ABSTRACT

Africa represents the hope toward a more sober, prosperous and environmentally friendly development trajectory. This huge continent is expected to be characterized by a lower trend of extractivism and less carbon footprint impact per capita compared to the energy-rich economies. It is well documented, however, that the energy-intensive economies of developed nations pillaged and transformed natural resources, including forests in the Global South, throughout the Industrial Age (1800–2000). The major socio-environmental effects of the related globalization processes in Africa are increasing conversions of forestlands and the over-exploitation of associated above-and-below-ground resources. Furthermore, deforestation is exacerbated by the growing demand (including from emerging economies, notably China) for global commodities such as precious wood, cocoa, palm oil, rubber and mining.
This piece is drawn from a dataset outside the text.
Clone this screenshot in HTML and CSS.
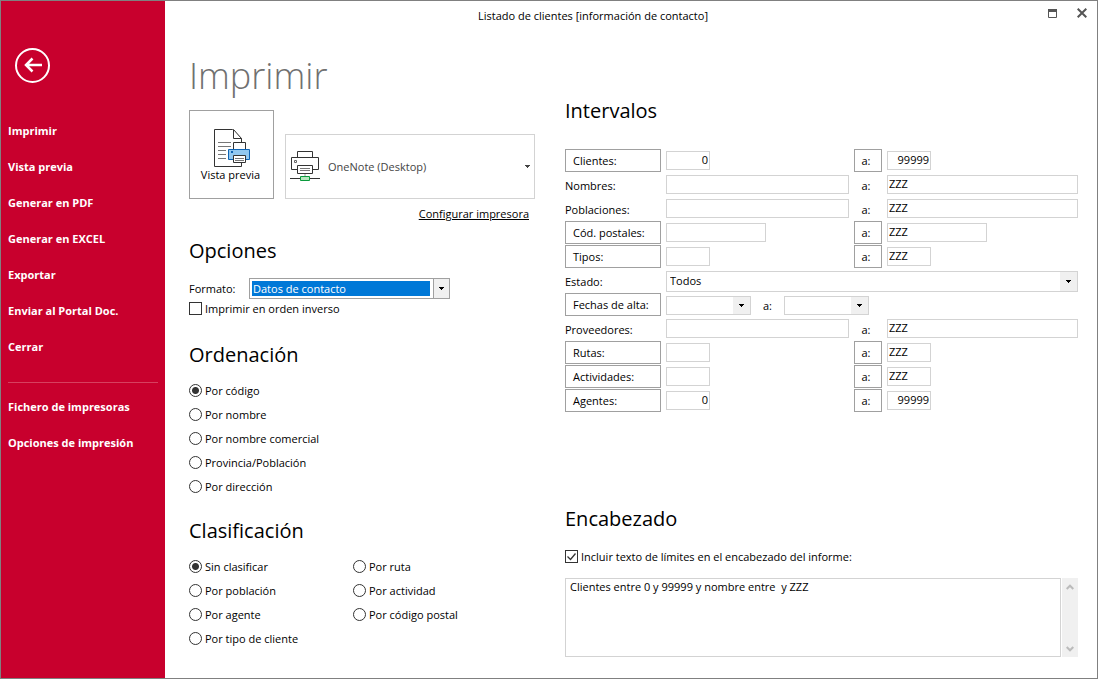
FILE: index.html
```html
<!DOCTYPE html>
<html lang="es">
<head>
<meta charset="utf-8">
<title>Listado de clientes [información de contacto]</title>
<link rel="stylesheet" href="styles.css">
</head>
<body>
<div class="window">
  <aside class="sidebar">
    <button class="back" type="button" aria-label="Volver">
      <svg width="35" height="35" viewBox="0 0 35 35" fill="none" stroke="#fff">
        <circle cx="17.5" cy="17.5" r="16.5" stroke-width="2"/>
        <path d="M10.500 17H27M17.500 10.500L11 17l6.500 6.500" stroke-width="2.500"/>
      </svg>
    </button>
    <nav class="menu">
      <a href="#imprimir">Imprimir</a>
      <a href="#vista">Vista previa</a>
      <a href="#pdf">Generar en PDF</a>
      <a href="#excel">Generar en EXCEL</a>
      <a href="#exportar">Exportar</a>
      <a href="#portal">Enviar al Portal Doc.</a>
      <a href="#cerrar">Cerrar</a>
      <hr>
      <a href="#fichero">Fichero de impresoras</a>
      <a href="#opciones">Opciones de impresión</a>
    </nav>
  </aside>

  <div class="main">
    <header class="titlebar">
      <div class="title">Listado de clientes [información de contacto]</div>
      <div class="winbuttons">
        <button type="button" aria-label="Maximizar">
          <svg width="9" height="9" viewBox="0 0 9 9"><path d="M.5.5h8v8h-8z" fill="none" stroke="#555"/><path d="M0 0h9v3H0z" fill="#555"/></svg>
        </button>
        <button type="button" aria-label="Cerrar">
          <svg width="10" height="10" viewBox="0 0 10 10"><path d="M.7.7l8.600 8.600M9.300.7L.7 9.300" fill="none" stroke="#555" stroke-width="2"/></svg>
        </button>
      </div>
    </header>

    <div class="columns">
      <div class="left">
        <h1>Imprimir</h1>
        <div class="print">
          <button class="preview" type="button">
            <svg width="41" height="38" viewBox="-3 1 41 38" fill="none" stroke="#333">
              <path d="M1.500 1.500h18l9 9v28h-27z" fill="#fff"/>
              <path d="M20.500 1.500v9h8z" fill="#fff"/>
              <path d="M5 14.500h13M5 18.500h13M5 22.500h8M5 26.500h8M5 30.500h8" stroke="#777"/>
              <path d="M20.500 14.500h12v8h-12z" fill="#fff"/>
              <path d="M15.500 21.500h21v10h-21z" fill="#92c8f0" stroke="#0f64b4"/>
              <path d="M18 23h2v2h-2z" fill="#0f64b4" stroke="none"/>
              <path d="M20.500 27.500h12v7h-12z" fill="#fff"/>
              <path d="M22 30.500h9M22 32.500h9" stroke="#777"/>
            </svg>
            <span>Vista previa</span>
          </button>
          <button class="printer" type="button">
            <svg width="30" height="31" viewBox="0 0 30 31" fill="none" stroke="#333">
              <path d="M7.500 7V.5h15V7M7 18.500H1.500v-12h27v12H23"/>
              <path d="M7.500 14.500h15v8h-15z" fill="#fff"/>
              <path d="M10 17.500h10M10 19.500h10" stroke="#777"/>
              <path d="M4.500 9.500h2v2h-2z" stroke="#666"/>
              <path d="M0 27.500h30"/><path d="M15 23v3" stroke="#999"/>
              <path d="M10.500 25.500h9v4h-9z" fill="#b5e6bd" stroke="#0a9a3c"/>
            </svg>
            <span>OneNote (Desktop)</span>
            <svg class="caret" width="5" height="3" viewBox="0 0 5 3"><path d="M0 0h5v1H4v1H3v1H2V2H1V1H0z" fill="#444"/></svg>
          </button>
        </div>
        <a class="configure" href="#configurar">Configurar impresora</a>

        <section class="opciones">
          <h2>Opciones</h2>
          <div class="format">
            <label for="formato">Formato:</label>
            <select id="formato"><option>Datos de contacto</option></select>
          </div>
          <label class="choice short"><input type="checkbox">Imprimir en orden inverso</label>
        </section>

        <section class="ordenacion">
          <h2>Ordenación</h2>
          <div class="choices">
            <label class="choice"><input type="radio" name="orden" checked>Por código</label>
            <label class="choice"><input type="radio" name="orden">Por nombre</label>
            <label class="choice"><input type="radio" name="orden">Por nombre comercial</label>
            <label class="choice"><input type="radio" name="orden">Provincia/Población</label>
            <label class="choice"><input type="radio" name="orden">Por dirección</label>
          </div>
        </section>

        <section class="clasificacion">
          <h2>Clasificación</h2>
          <div class="choices double">
            <label class="choice"><input type="radio" name="clase" checked>Sin clasificar</label>
            <label class="choice"><input type="radio" name="clase">Por ruta</label>
            <label class="choice"><input type="radio" name="clase">Por población</label>
            <label class="choice"><input type="radio" name="clase">Por actividad</label>
            <label class="choice"><input type="radio" name="clase">Por agente</label>
            <label class="choice"><input type="radio" name="clase">Por código postal</label>
            <label class="choice"><input type="radio" name="clase">Por tipo de cliente</label>
          </div>
        </section>
      </div>

      <div class="right">
        <section class="intervalos">
          <h2>Intervalos</h2>
          <div class="ranges">
            <button type="button" class="pick">Clientes:</button>
            <input class="small num" value="0" aria-label="Clientes desde">
            <button type="button" class="to">a:</button>
            <input class="small num" value="99999" aria-label="Clientes hasta">

            <label for="nom1">Nombres:</label>
            <input id="nom1">
            <label class="tolabel" for="nom2">a:</label>
            <input id="nom2" value="ZZZ">

            <label for="pob1">Poblaciones:</label>
            <input id="pob1">
            <label class="tolabel" for="pob2">a:</label>
            <input id="pob2" value="ZZZ">

            <button type="button" class="pick">Cód. postales:</button>
            <input class="medium" aria-label="Código postal desde">
            <button type="button" class="to">a:</button>
            <input class="medium" value="ZZZ" aria-label="Código postal hasta">

            <button type="button" class="pick">Tipos:</button>
            <input class="small" aria-label="Tipo desde">
            <button type="button" class="to">a:</button>
            <input class="small" value="ZZZ" aria-label="Tipo hasta">

            <label for="estado">Estado:</label>
            <select id="estado" class="wide"><option>Todos</option></select>

            <button type="button" class="pick">Fechas de alta:</button>
            <div class="dates wide">
              <select aria-label="Fecha desde"><option></option></select>
              <label class="tolabel" for="fecha2">a:</label>
              <select id="fecha2"><option></option></select>
            </div>

            <label for="prov1">Proveedores:</label>
            <input id="prov1">
            <label class="tolabel" for="prov2">a:</label>
            <input id="prov2" value="ZZZ">

            <button type="button" class="pick">Rutas:</button>
            <input class="small" aria-label="Ruta desde">
            <button type="button" class="to">a:</button>
            <input class="small" value="ZZZ" aria-label="Ruta hasta">

            <button type="button" class="pick">Actividades:</button>
            <input class="small" aria-label="Actividad desde">
            <button type="button" class="to">a:</button>
            <input class="small" value="ZZZ" aria-label="Actividad hasta">

            <button type="button" class="pick">Agentes:</button>
            <input class="small num" value="0" aria-label="Agente desde">
            <button type="button" class="to">a:</button>
            <input class="small num" value="99999" aria-label="Agente hasta">
          </div>
        </section>

        <section class="encabezado">
          <h2>Encabezado</h2>
          <label class="choice short"><input type="checkbox" checked>Incluir texto de límites en el encabezado del informe:</label>
          <div class="memo">
            <textarea aria-label="Texto de límites">Clientes entre 0 y 99999 y nombre entre  y ZZZ</textarea>
            <div class="scroll">
              <button type="button" aria-label="Subir"><svg width="8" height="6" viewBox="0 0 8 6"><path d="M.7 5L4 1.700 7.300 5" fill="none" stroke="#bbb" stroke-width="2"/></svg></button>
              <button type="button" aria-label="Bajar"><svg width="8" height="6" viewBox="0 0 8 6"><path d="M.7 1L4 4.300 7.300 1" fill="none" stroke="#bbb" stroke-width="2"/></svg></button>
            </div>
          </div>
        </section>
      </div>
    </div>
  </div>
</div>
</body>
</html>
```
FILE: styles.css
```css
* { box-sizing: border-box; }
body {
  margin: 0;
  background: #fff;
  color: #000;
  font: 11px/16px "Open Sans", "Noto Sans", sans-serif;
}
button, input, select, textarea { font: inherit; color: inherit; margin: 0; border-radius: 0; }
button { padding: 0; background: none; border: 0; }
svg { display: block; flex: none; }

.window { display: flex; min-height: 100vh; border: 1px solid #808080; }

.sidebar { flex: none; width: 164px; padding: 47px 7px 0; background: #c8002d; color: #fff; }
.back { display: block; margin-left: 7px; }
.menu { display: flex; flex-direction: column; margin-top: 30px; font-weight: 700; }
.menu a { height: 36px; line-height: 36px; color: #fff; text-decoration: none; white-space: nowrap; }
.menu hr { width: 100%; height: 1px; margin: 17px 0 6px; border: 0; background: #d7405f; }

.main { flex: 1; min-width: 0; }
.titlebar { display: flex; align-items: center; height: 30px; }
.title { flex: 1; text-align: center; }
.winbuttons { display: flex; gap: 20px; width: 76px; padding: 0 10px 6px 0; justify-content: flex-end; align-items: center; }

.columns { display: grid; grid-template-columns: 346px 1fr; gap: 30px; padding: 0 19px 21px 24px; }
h1, h2 { margin: 0; font-weight: 400; }
h1 { margin-top: 21px; font-size: 36px; line-height: 48px; font-weight: 300; color: #707070; }
h2 { font-size: 20px; line-height: 32px; }

.left { display: flex; flex-direction: column; }
.print { display: flex; align-items: flex-end; gap: 11px; margin-top: 10px; }
.preview {
  display: flex; flex-direction: column; align-items: center; justify-content: center;
  width: 85px; height: 89px; padding-top: 3px; padding-right: 2px; border: 1px solid #a0a0a0;
}
.printer {
  display: flex; align-items: center; gap: 8px; flex: 1; height: 65px; padding: 0 4px;
  border: 1px solid #d3d3d3; color: #444;
}
.printer .caret { margin-left: auto; }
.configure { align-self: flex-end; margin: 7px 6px 0 0; color: #000; }

.opciones { margin-top: 13px; }
.ordenacion { margin-top: 20px; }
.clasificacion { margin-top: 16px; }
.format { display: flex; align-items: center; margin-top: 11px; }
.format label { width: 60px; }
.choices { display: grid; margin-top: 8px; }
.double { grid-template-columns: 164px 1fr; }
.choice { display: flex; align-items: center; gap: 3px; height: 24px; }
.short { height: 20px; }

.choice input { appearance: none; flex: none; width: 13px; height: 13px; margin-bottom: 1px; border: 1px solid #333; background: #fff; }
.choice input[type="radio"] { border-radius: 50%; }
.choice input[type="radio"]:checked { background: radial-gradient(circle, #333 3px, #fff 4px); }
.choice input[type="checkbox"]:checked {
  background: #fff url("data:image/svg+xml,%3Csvg xmlns='http://www.w3.org/2000/svg' width='11' height='11'%3E%3Cpath d='M1.500 5.500l3 3 5-6' fill='none' stroke='%23333' stroke-width='1.300'/%3E%3C/svg%3E") center no-repeat;
}

select {
  appearance: none;
  border: 1px solid #d3d3d3;
  padding: 0 18px 0 3px;
  background:
    url("data:image/svg+xml,%3Csvg xmlns='http://www.w3.org/2000/svg' width='5' height='3'%3E%3Cpath d='M0 0h5v1H4v1H3v1H2V2H1V1H0z'/%3E%3C/svg%3E") right 6px center no-repeat,
    linear-gradient(#f0f0f0, #f0f0f0) right / 17px 100% no-repeat,
    #fff;
}
#formato {
  width: 201px; height: 21px;
  border-color: #a0a0a0;
  color: #fff;
  background:
    url("data:image/svg+xml,%3Csvg xmlns='http://www.w3.org/2000/svg' width='5' height='3'%3E%3Cpath d='M0 0h5v1H4v1H3v1H2V2H1V1H0z'/%3E%3C/svg%3E") right 5px center no-repeat,
    linear-gradient(#f0f0f0, #f0f0f0) right / 15px 100% no-repeat,
    linear-gradient(#a0a0a0, #a0a0a0) right / 16px 100% no-repeat,
    linear-gradient(#0078d7, #0078d7) 2px center / 178px 15px no-repeat,
    #fff;
}

.intervalos h2 { margin-top: 64px; }
.ranges {
  display: grid;
  grid-template-columns: 96px 183fr 28px 191fr;
  grid-auto-rows: 24px;
  column-gap: 5px;
  align-items: center;
  margin-top: 22px;
}
.ranges input { width: 100%; min-width: 0; height: 19px; margin-bottom: 1px; padding: 0 1px 2px; border: 1px solid #d3d3d3; background: #fff; }
.ranges label { padding-top: 1px; }
.ranges .small { width: 44px; }
.ranges .medium { width: 100px; }
.ranges .num { text-align: right; }
.pick, .to { height: 23px; margin-bottom: 1px; border: 1px solid #a0a0a0; }
.pick { padding-left: 7px; text-align: left; }
.to { padding-right: 4px; }
.ranges .tolabel { padding-right: 4px; text-align: center; }
.wide { grid-column: 2 / -1; }
#estado { height: 21px; }
.dates { display: flex; align-items: center; }
.dates select { width: 85px; height: 19px; }
.dates .tolabel { width: 33px; padding-right: 0; }

.encabezado { margin-top: 90px; }
.encabezado .choice { margin-top: 12px; }
.memo { display: flex; gap: 1px; margin-top: 11px; }
.memo textarea { flex: 1; min-width: 0; height: 79px; padding: 0 4px; border: 1px solid #d3d3d3; resize: none; overflow: hidden; }
.scroll { display: flex; flex-direction: column; justify-content: space-between; width: 16px; padding: 6px 4px 5px; background: #f0f0f0; }
```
Africa is simultaneously known as one of the tropical regions where forestland governance is deeply affected by systemic inequalities and multilevel power asymmetries – which jeopardize implementation of global sustainability goals. Those inequalities and the related potentate-subordinate relations occur from the degree of inclusion or exclusion to selective benefit sharing in the exploitation and conservation of forest ecosystems. The substantial contribution of this book is to bring together an original collection of case studies that address varied historical and contemporary aspects of the politics of forestland governance and biodiversity crisis in Africa. This book particularly focuses on actors’ power dynamics by scrutinizing formal and informal practices as well as political-economic resources they employed to get access to, control over and use of forestland for exploitation or conservation purposes.